国土交通省は、都道府県・政令市発注工事で技能者の賃金支払いを確認している事例を調査した。個別工事の入札で適用するオープンブック方式や低入札価格調査制度、公契約条例に基づき受注者に労務賃金の関資料で提出を求めるなど、全67団体のうち16団体が確認に当たっていた。改正建設業法で規定する「労務費に関する基準(標準労務費)」は、最終的な賃金支払いをグリップする仕組みがあってこそ処遇改善に効果を発揮する。各団体によるさまざまな確認手法は、標準労務費の実効性確保のモデルケースとも言えそうだ。
宮城県は工事入札で適用している「施工体制事前提出方式(オープンブック方式)」で、落札候補者に下請も含めた工事費内訳書や労務賃金調書の提示を求めている。公契約条例を導入する相模原市は一定額以上の工事で労働状況台帳の提出を求め、あらかじめ設定した労働報酬下限額を実際の賃金が下回っていないかどうか確認している。

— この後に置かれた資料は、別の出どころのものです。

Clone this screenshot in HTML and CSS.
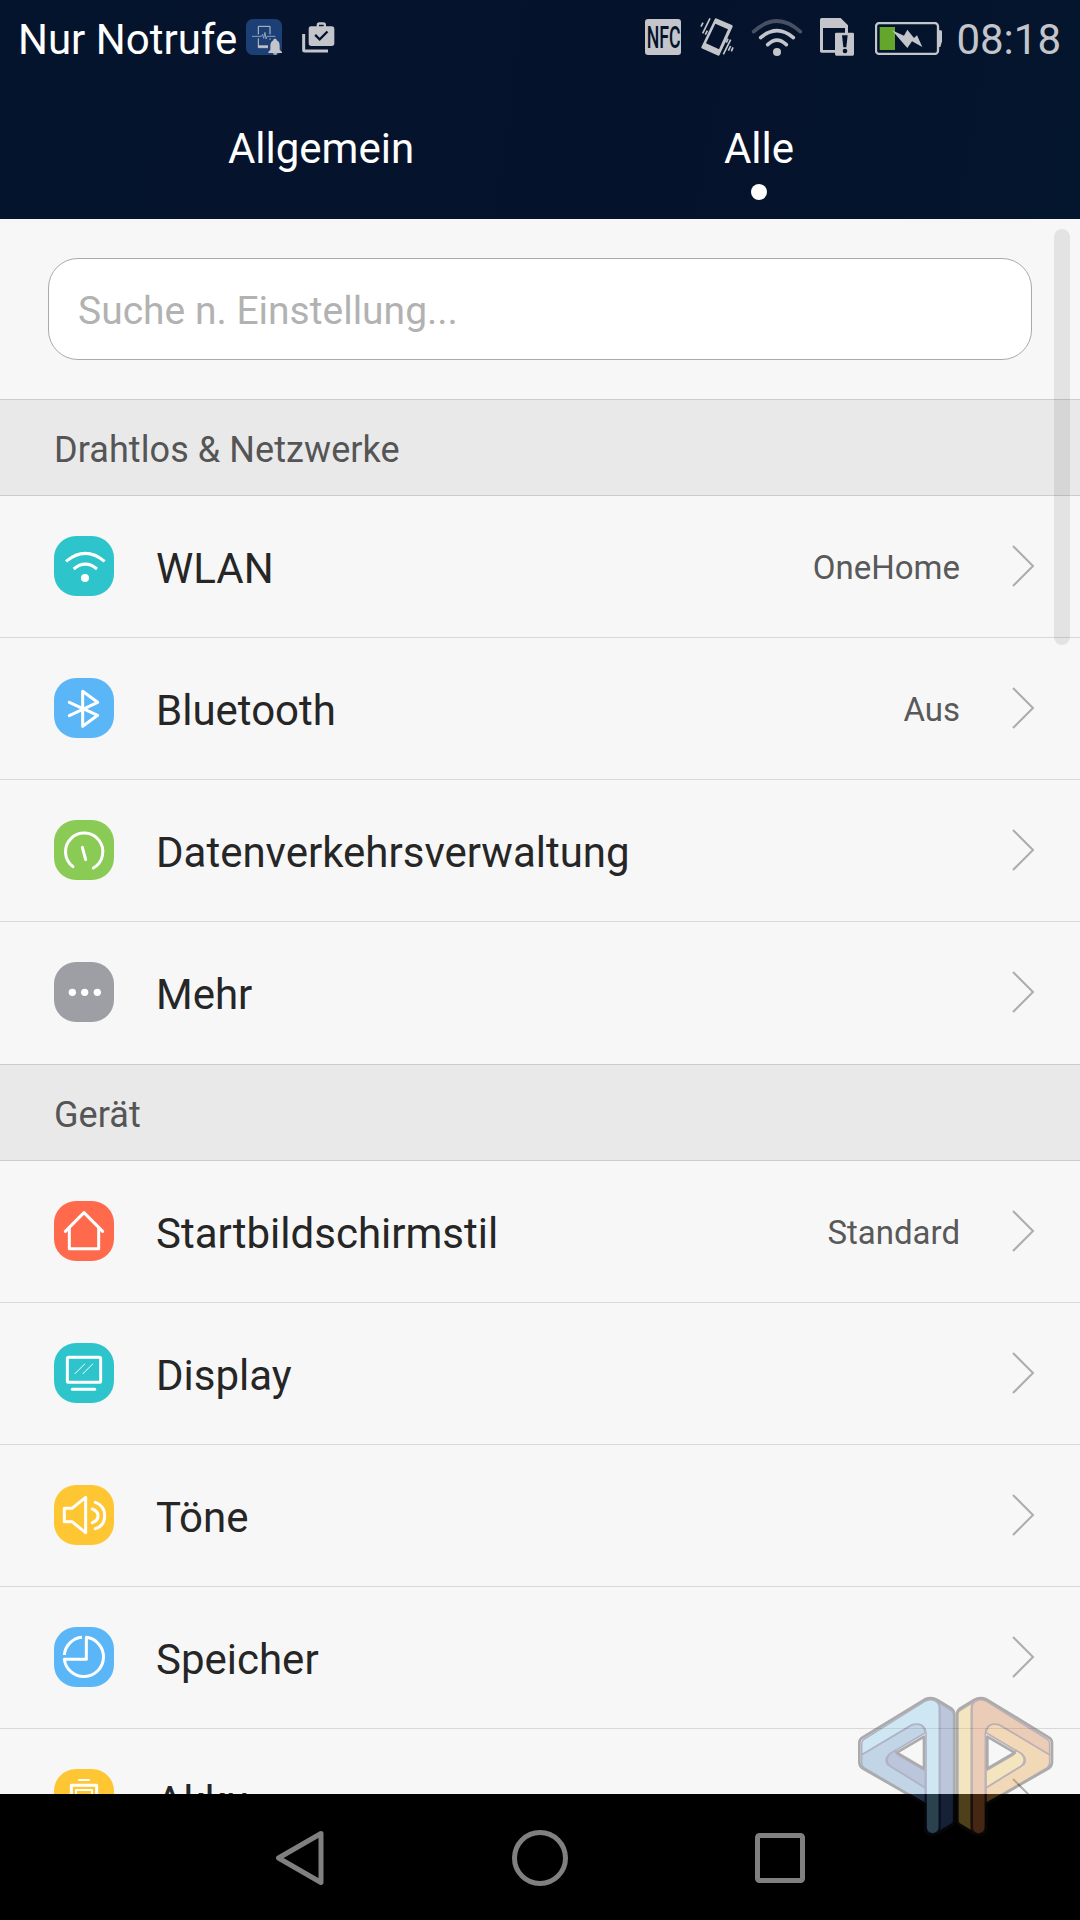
FILE: index.html
```html
<!DOCTYPE html>
<html lang="de">
<head>
    <meta charset="UTF-8">
    <meta name="viewport" content="width=device-width, initial-scale=1.0">
    <title>Einstellungen</title>
    <link rel="stylesheet" href="styles.css">
</head>
<body>

    <header>
        <div class="statusBar">
            <span class="carrier">Nur Notrufe</span>
            <svg class="appIcon" width="37" height="37" viewBox="0 0 111 111">
                <rect width="108" height="108" rx="20" fill="#1c3f75"/>
                <path d="M37 46V22H72V46M37 58V86H66M72 58V62" fill="none" stroke="#c3c5cb" stroke-width="3"/>
                <path d="M36 82H66" stroke="#c3c5cb" stroke-width="6"/>
                <path d="M18 52H46L50 46L53 58L57 40L60 60L63 52H88" fill="none" stroke="#8fa0bb" stroke-width="3"/>
                <path d="M87 59C91 59 92 61 92 64C99 67 101 73 101 81V92L108 99V102H67V99L73 92V81C73 73 76 67 82 64C82 61 83 59 87 59ZM81 103H94C93 109 82 109 81 103Z" fill="#c3c5cb"/>
            </svg>
            <svg class="shopIcon" width="33" height="31" viewBox="0 0 99 93">
                <path d="M5 36V84Q5 87 8 87H78" fill="none" stroke="#c3c5cb" stroke-width="9"/>
                <path fill-rule="evenodd" fill="#c3c5cb" d="M27 13H44V9Q44 1 52 1H64Q72 1 72 9V13H89Q97 13 97 21V64Q97 72 89 72H28Q20 72 20 64V21Q20 13 27 13ZM51 13H65V8H51ZM42 36L37 41L53 57L79 31L74 26L53 47Z"/>
            </svg>

            <div class="statusRight">
                <div class="nfc"><span>NFC</span></div>
                <svg class="vibrateIcon" width="34" height="38" viewBox="0 0 102 114">
                    <path d="M48 5L94 25L55 109L8 88Z" fill="#c3c5cb" stroke="#c3c5cb" stroke-width="8" stroke-linejoin="round"/>
                    <path d="M46 17L84 34L57 94L18 76Z" fill="#05122b"/>
                    <path d="M3 26L9 14M8 46L30 1M16 50L22 38M70 109L92 65M85 98L92 84M94 100L99 88M79 74L84 62" fill="none" stroke="#c3c5cb" stroke-width="5"/>
                </svg>
                <svg class="wifiIcon" width="52" height="38" viewBox="0 0 156 114">
                    <g fill="none" stroke="#c3c5cb" stroke-width="11" stroke-linecap="round">
                        <path d="M8 41Q78 -23 148 41" opacity=".35"/>
                        <path d="M29 59Q78 17 127 59"/>
                        <path d="M50 80Q78 53 106 80"/>
                    </g>
                    <circle cx="78" cy="102" r="12" fill="#c3c5cb"/>
                </svg>
                <svg class="simIcon" width="35" height="39" viewBox="0 0 105 117">
                    <path fill-rule="evenodd" fill="#c3c5cb" d="M5 0H62L84 22V44H98Q102 44 102 48V109Q102 113 98 113H49Q45 113 45 109V104H5Q0 104 0 100V5Q0 0 5 0ZM9 30V96H45V48Q45 44 49 44H75V30Z"/>
                    <path d="M66 52H83L79 88H70Z" fill="#05122b"/>
                    <circle cx="75" cy="99" r="7" fill="#05122b"/>
                </svg>
                <svg class="batteryIcon" width="67" height="33" viewBox="0 0 201 99">
                    <rect x="3" y="3" width="186" height="93" rx="10" fill="none" stroke="#c3c5cb" stroke-width="7"/>
                    <path d="M189 25H197Q201 25 201 29V58L196 75H189Z" fill="#c3c5cb"/>
                    <rect x="14" y="15" width="46" height="69" fill="#64a52c"/>
                    <path d="M51 25L87 41L97 23L117 48L126 40L142 75L111 58L97 78L76 54Z" fill="#c3c5cb"/>
                </svg>
                <span class="clock">08:18</span>
            </div>
        </div>

        <div class="tabs">
            <div class="tab">Allgemein</div>
            <div class="tab active">Alle</div>
        </div>
    </header>

    <main>
        <div class="search">
            <input type="text" placeholder="Suche n. Einstellung...">
        </div>

        <h2>Drahtlos &amp; Netzwerke</h2>
        <ul>
            <li>
                <svg class="icon teal" viewBox="0 0 180 180">
                    <path d="M36 76Q94 28 152 76M59 99Q94 70 129 99" stroke-linecap="butt"/>
                    <circle cx="93" cy="126" r="12" class="solid"/>
                </svg>
                <span class="label">WLAN</span>
                <span class="value">OneHome</span>
                <svg class="chevron" viewBox="0 0 24 44"><path d="M2 2L22 22L2 42"/></svg>
            </li>
            <li>
                <svg class="icon blue" viewBox="0 0 180 180">
                    <path d="M46 73L131 112L86 145V40L131 73L46 113"/>
                </svg>
                <span class="label">Bluetooth</span>
                <span class="value">Aus</span>
                <svg class="chevron" viewBox="0 0 24 44"><path d="M2 2L22 22L2 42"/></svg>
            </li>
            <li>
                <svg class="icon green" viewBox="0 0 180 180">
                    <path d="M57 140A56 56 0 1 1 118 144M85 82L95 119"/>
                </svg>
                <span class="label">Datenverkehrsverwaltung</span>
                <svg class="chevron" viewBox="0 0 24 44"><path d="M2 2L22 22L2 42"/></svg>
            </li>
            <li>
                <svg class="icon gray" viewBox="0 0 180 180">
                    <g class="solid">
                        <circle cx="55" cy="91" r="11"/>
                        <circle cx="92" cy="91" r="11"/>
                        <circle cx="130" cy="91" r="11"/>
                    </g>
                </svg>
                <span class="label">Mehr</span>
                <svg class="chevron" viewBox="0 0 24 44"><path d="M2 2L22 22L2 42"/></svg>
            </li>
        </ul>

        <h2>Gerät</h2>
        <ul>
            <li>
                <svg class="icon red" viewBox="0 0 180 180">
                    <path d="M34 91L90 35L146 91M46 82V143H134V82"/>
                </svg>
                <span class="label">Startbildschirmstil</span>
                <span class="value">Standard</span>
                <svg class="chevron" viewBox="0 0 24 44"><path d="M2 2L22 22L2 42"/></svg>
            </li>
            <li>
                <svg class="icon teal" viewBox="0 0 180 180">
                    <rect x="40" y="43" width="100" height="75" rx="5"/>
                    <path d="M55 139H122"/>
                    <path d="M63 92L92 63M87 92L116 63" stroke-width="3"/>
                </svg>
                <span class="label">Display</span>
                <svg class="chevron" viewBox="0 0 24 44"><path d="M2 2L22 22L2 42"/></svg>
            </li>
            <li>
                <svg class="icon yellow" viewBox="0 0 180 180">
                    <path d="M31 70H54L95 37V143L54 110H31ZM115 72Q132 78 132 92Q132 107 115 113M124 52Q152 62 152 92Q152 122 124 131"/>
                </svg>
                <span class="label">Töne</span>
                <svg class="chevron" viewBox="0 0 24 44"><path d="M2 2L22 22L2 42"/></svg>
            </li>
            <li>
                <svg class="icon blue" viewBox="0 0 180 180">
                    <path d="M31 84A58 58 0 0 1 84 31M97 31A59 59 0 1 1 31 97H97Z" stroke-linecap="butt"/>
                </svg>
                <span class="label">Speicher</span>
                <svg class="chevron" viewBox="0 0 24 44"><path d="M2 2L22 22L2 42"/></svg>
            </li>
            <li>
                <svg class="icon yellow" viewBox="0 0 180 180">
                    <path d="M75 33H105" class="thin"/>
                    <rect x="52" y="49" width="76" height="96"/>
                    <rect x="66" y="63" width="48" height="68" class="thin"/>
                </svg>
                <span class="label">Akku</span>
                <svg class="chevron" viewBox="0 0 24 44"><path d="M2 2L22 22L2 42"/></svg>
            </li>
        </ul>
        <div class="scrollbar"></div>
    </main>

    <nav>
        <svg width="50" height="56" viewBox="0 0 50 56"><path d="M46 3.500L3.500 28L46 52.500Z"/></svg>
        <svg width="56" height="56" viewBox="0 0 56 56"><circle cx="28" cy="28" r="25.500"/></svg>
        <svg width="50" height="50" viewBox="0 0 50 50"><rect x="2.500" y="2.500" width="45" height="45" rx="2"/></svg>
    </nav>

    <!-- Watermark -->
    <svg class="watermark" viewBox="0 0 720 540">
        <defs>
            <path id="outline" fill-rule="evenodd" d="M255 58Q275 50 290 59L336 87Q343 92 343 100V425Q343 431 337 435L292 462Q277 468 263 462Q255 456 255 445V372L68 265Q58 258 58 246V188Q58 178 68 172ZM252 170L170 218L252 266Z"/>
            <path id="bar" d="M65 224V190Q65 182 73 177L254 64Q273 54 288 64Q298 71 298 84V442Q296 460 278 462Q260 460 258 442V160Q255 126 216 134Z"/>
            <path id="band" d="M65 224L216 134Q250 124 256 158L150 221Q132 236 142 253L256 323V372L72 263Q65 258 65 248Z"/>
            <path id="inner" d="M150 221L166 211Q168 220 176 226L256 272V323L150 258Q132 240 150 221Z"/>
            <path id="side" d="M296 68L333 91Q341 96 341 104V421Q341 428 335 432L296 455Q300 450 300 440V84Z"/>
        </defs>
        <g opacity=".33" stroke-width="5" stroke-linejoin="round">
            <g stroke="#242a68">
                <use href="#side" fill="#4362a8"/>
                <use href="#band" fill="#5892c9"/>
                <use href="#inner" fill="#4362a8"/>
                <use href="#bar" fill="#7dc9eb"/>
                <use href="#outline" fill="none" stroke="#141414" stroke-width="8"/>
            </g>
            <g stroke="#4b2338" transform="translate(694 0) scale(-1 1)">
                <use href="#side" fill="#ebc349"/>
                <use href="#band" fill="#e59b37"/>
                <use href="#inner" fill="#ebc349"/>
                <use href="#bar" fill="#d57737"/>
                <use href="#outline" fill="none" stroke="#141414" stroke-width="8"/>
            </g>
        </g>
    </svg>

</body>
</html>
```
FILE: styles.css
```css
* {
    box-sizing: border-box;
}

body {
    font-family: Roboto, sans-serif;
    display: flex;
    flex-direction: column;
    position: relative;
    width: 1080px;
    height: 1920px;
    margin: 0;
    overflow: hidden;
    background-color: #f7f7f7;
}

svg {
    display: block;
    flex-shrink: 0;
}

header {
    height: 219px;
    flex-shrink: 0;
    background: linear-gradient(100deg, #05142d, #05122b 60%, #04152e);
    color: #ffffff;
}

/* Status bar */
.statusBar {
    display: flex;
    align-items: flex-start;
    height: 75px;
    padding: 0 19px 0 18px;
    font-size: 42px;
    line-height: 79px;
}

.appIcon {
    margin: 19px 0 0 9px;
}

.shopIcon {
    margin: 22px 0 0 19px;
}

.statusRight {
    display: flex;
    align-items: flex-start;
    margin-left: auto;
    color: #c3c5cb;
}

.nfc {
    display: flex;
    justify-content: center;
    width: 36px;
    height: 36px;
    margin-top: 19px;
    border-radius: 3px;
    background-color: #c3c5cb;
    color: #05122b;
}

.nfc span {
    font-size: 31px;
    line-height: 37px;
    font-weight: 500;
    transform: scaleX(0.57);
}

.vibrateIcon {
    margin: 18px 0 0 19px;
}

.wifiIcon {
    margin: 18px 0 0 17px;
}

.simIcon {
    margin: 18px 0 0 17px;
}

.batteryIcon {
    margin: 22px 0 0 20px;
}

.clock {
    margin-left: 14px;
}

/* Tabs */
.tabs {
    display: flex;
    justify-content: center;
    height: 144px;
}

.tab {
    width: 438px;
    padding-top: 49px;
    font-size: 42px;
    line-height: 50px;
    text-align: center;
}

.active::after {
    content: "";
    display: block;
    width: 16px;
    height: 16px;
    margin: 10px auto 0;
    border-radius: 50%;
    background-color: #ffffff;
}

/* Settings list */
main {
    position: relative;
    flex: 1;
    min-height: 0;
    overflow: hidden;
}

.search {
    height: 180px;
    padding: 39px 48px 0;
}

.search input {
    display: block;
    width: 100%;
    height: 102px;
    padding: 4px 29px 0;
    border: 1px solid #aaaaaa;
    border-radius: 30px;
    background-color: #ffffff;
    font-family: inherit;
    font-size: 39px;
}

.search input::placeholder {
    color: #b2b2b2;
}

h2 {
    height: 97px;
    margin: 0;
    padding-left: 54px;
    border-top: 1px solid #cccccc;
    border-bottom: 1px solid #cccccc;
    background-color: #e9e9e9;
    color: #555555;
    font-size: 36px;
    font-weight: 400;
    letter-spacing: 0.08px;
    line-height: 101px;
}

ul {
    margin: 0;
    padding: 0;
    list-style: none;
}

li {
    display: flex;
    align-items: center;
    height: 142px;
    padding: 0 45px 0 54px;
    border-bottom: 1px solid #d8d8d8;
}

li:last-child {
    border-bottom-color: transparent;
}

.icon {
    width: 60px;
    height: 60px;
    margin-top: -1px;
    border-radius: 22px;
    fill: none;
    stroke: #ffffff;
    stroke-width: 9;
    stroke-linecap: round;
    stroke-linejoin: round;
}

.thin {
    stroke-width: 6;
}

.solid {
    fill: #ffffff;
    stroke: none;
}

.teal { background-color: #2dc4cb; }
.blue { background-color: #5bb6f8; }
.green { background-color: #8acb55; }
.gray { background-color: #9e9fa5; }
.red { background-color: #ff6a4d; }
.yellow { background-color: #ffc634; }

.label {
    flex: 1;
    margin-left: 42px;
    padding-top: 4px;
    color: #262626;
    font-size: 42px;
}

.value {
    margin-right: 51px;
    padding-top: 2px;
    color: #595959;
    font-size: 33px;
}

.chevron {
    width: 24px;
    height: 44px;
    margin-top: -1px;
    fill: none;
    stroke: #adadad;
    stroke-width: 2;
}

.scrollbar {
    position: absolute;
    top: 10px;
    right: 10px;
    width: 16px;
    height: 416px;
    border-radius: 8px;
    background-color: rgba(0, 0, 0, 0.08);
}

/* Navigation bar */
nav {
    display: flex;
    justify-content: space-between;
    align-items: center;
    height: 126px;
    flex-shrink: 0;
    padding: 2px 275px 0;
    background-color: #000000;
}

nav svg {
    fill: none;
    stroke: #808080;
    stroke-width: 5;
    stroke-linejoin: round;
}

.watermark {
    position: absolute;
    left: 840px;
    top: 1680px;
    width: 240px;
    height: 180px;
}
```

低入調査の実施対象となった受注者に、賃金支払いの書類を求める団体もある。堺市は、調査時に適正賃金の確保を確認する書類を出してもらい、工事完了後の支払い状況報告書と見比べている。岡山市は工事完了後、下請に支払った際の領収書の写しの提出を求めている。広島県は低入札工事や発注者が指定した工事で、完了後に下請との契約書や請求書、支払い状況が分かる資料を提出してもらっている。
発注工事の下請契約や従事した労働者を一定程度抽出し、調査を行うケースもある。新潟市は、公共工事設計労務単価と実際に支払われた賃金の平均額を比較するサンプル調査を2011年度から実施する。鳥取県は年500件程度の下請契約を調査対象とし、官積算を下回るような契約額の場合、元請と下請のヒアリングなどで技能者の賃金水準を確認し必要な助言・指導を行っている。
一方、以前は賃金支払いを確認していたが、23年度に廃止した長崎県の例もある。多くの下請が関わる建築工事などで事務負担が過大だったことが廃止の理由だ。同じように受発注者双方の事務負担や、人員体制の確保の難しさを懸念する団体も多く、確認に踏み出せない要因となっている。